By John R. Cornell et al., of Jones Day  2/18/2009
 

The American Recovery and Reinvestment Act of 2009 (ARRA), widely described as the stimulus bill, was signed into law by President Obama on Feb. 17, 2009. ARRA significantly expands the executive compensation requirements previously imposed under the Emergency Economic Stabilization Act of 2008 (EESA), which established the Troubled Assets Relief Program (TARP).

ARRA's executive compensation restrictions apply to any entity that has received or will receive financial assistance under TARP (a "TARP recipient"), and generally will continue to apply for as long as any obligation arising from financial assistance provided under TARP remains outstanding (the "TARP assistance period"). The TARP assistance period does not include any period during which the federal government only holds warrants to purchase a TARP recipient's common stock.

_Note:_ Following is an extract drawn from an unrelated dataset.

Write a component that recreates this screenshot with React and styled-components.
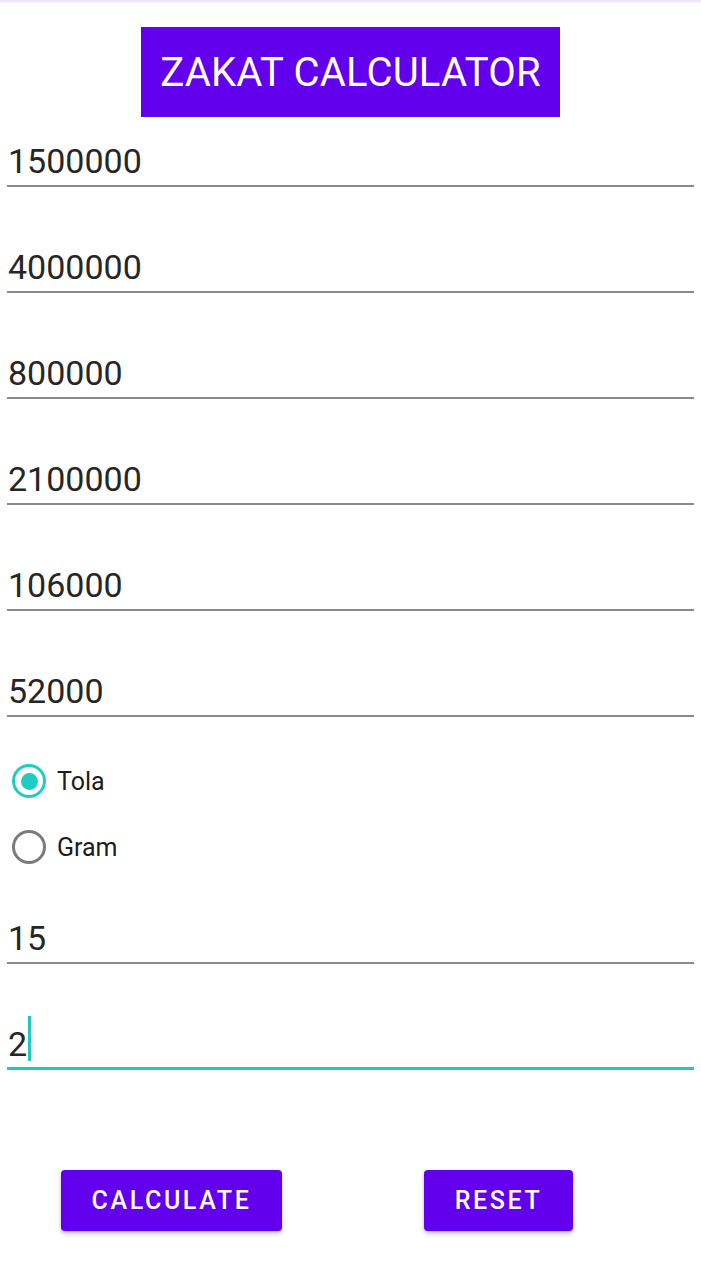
import React from 'react';
import styled, { createGlobalStyle } from 'styled-components';

const GlobalStyle = createGlobalStyle`
  body {
    margin: 0;
    background: #ffffff;
    font-family: Roboto, 'Noto Sans', sans-serif;
  }
`;

const Page = styled.div`
  width: 701px;
  min-height: 1280px;
  display: flex;
  flex-direction: column;
  background: #fff;
`;

const TopShade = styled.div`
  height: 3px;
  background: linear-gradient(#ece2fb, #f8f4fe);
`;

const Title = styled.h1`
  align-self: center;
  margin: 24px 0 0;
  width: 419px;
  height: 90px;
  display: flex;
  align-items: center;
  justify-content: center;
  background: #6200ee;
  color: #fff;
  font-size: 40px;
  font-weight: 400;
  letter-spacing: 0.2px;
`;

const Field = styled.div`
  box-sizing: border-box;
  height: 68px;
  margin: ${({ $top }) => $top}px 7px 0;
  padding: 0 0 ${({ $active }) => ($active ? 3 : 4)}px 1px;
  display: flex;
  align-items: flex-end;
  border-bottom: ${({ $active }) => ($active ? '3px solid #1fc9bd' : '2px solid #8a8a8a')};
  font-size: 34px;
  line-height: 40px;
  color: #262626;
`;

const Caret = styled.span`
  display: inline-block;
  width: 3px;
  height: 45px;
  margin-left: 1px;
  margin-bottom: 3px;
  background: #1fc9bd;
`;

const RadioGroup = styled.div`
  display: flex;
  flex-direction: column;
  margin-top: 31px;
`;

const RadioRow = styled.label`
  height: 66px;
  display: flex;
  align-items: center;
  gap: 11px;
  padding-left: 12px;
  font-size: 25px;
  color: #1c1c1c;
`;

const Circle = styled.span`
  box-sizing: border-box;
  width: 34px;
  height: 34px;
  border-radius: 50%;
  border: 3px solid ${({ $checked }) => ($checked ? '#1fcdc0' : '#7a7a7a')};
  display: flex;
  align-items: center;
  justify-content: center;

  &::after {
    content: '';
    width: 17px;
    height: 17px;
    border-radius: 50%;
    background: ${({ $checked }) => ($checked ? '#1fcdc0' : 'transparent')};
  }
`;

const Buttons = styled.div`
  display: flex;
  margin-top: 100px;
  padding-left: 61px;
`;

const Button = styled.button`
  box-sizing: border-box;
  width: ${({ $w }) => $w}px;
  height: 61px;
  margin-right: ${({ $gap }) => $gap || 0}px;
  padding: 0;
  border: none;
  border-radius: 4px;
  background: #6200ee;
  color: #fff;
  font-family: Roboto, sans-serif;
  font-size: 25px;
  font-weight: 500;
  letter-spacing: 2.6px;
  box-shadow: 0 3px 5px rgba(0, 0, 0, 0.2), 0 1px 2px rgba(0, 0, 0, 0.15);
`;

const values = ['1500000', '4000000', '800000', '2100000', '106000', '52000'];

export default function App() {
  return (
    <Page>
      <GlobalStyle />
      <TopShade />
      <Title>ZAKAT CALCULATOR</Title>
      {values.map((v, i) => (
        <Field key={v} $top={i === 0 ? 2 : 38}>
          {v}
        </Field>
      ))}
      <RadioGroup>
        <RadioRow>
          <Circle $checked />
          Tola
        </RadioRow>
        <RadioRow>
          <Circle />
          Gram
        </RadioRow>
      </RadioGroup>
      <Field $top={16}>15</Field>
      <Field $top={38} $active>
        2
        <Caret />
      </Field>
      <Buttons>
        <Button $w={221} $gap={142}>CALCULATE</Button>
        <Button $w={149}>RESET</Button>
      </Buttons>
    </Page>
  );
}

Section 7001 of ARRA amends Section 111 of EESA in its entirety. Under EESA, Section 111 created different executive compensation restrictions depending on the nature of the assistance received by a TARP recipient and provided broad, general rules that were fleshed out in subsequent guidance issued by the Secretary of the Treasury and the secretary's delegates.

As amended by ARRA, Section 111 provides a more comprehensive, uniform set of rules for all TARP recipients. Yet more agency guidance is a certainty. ARRA left in place EESA's tax deductibility and excise tax provisions.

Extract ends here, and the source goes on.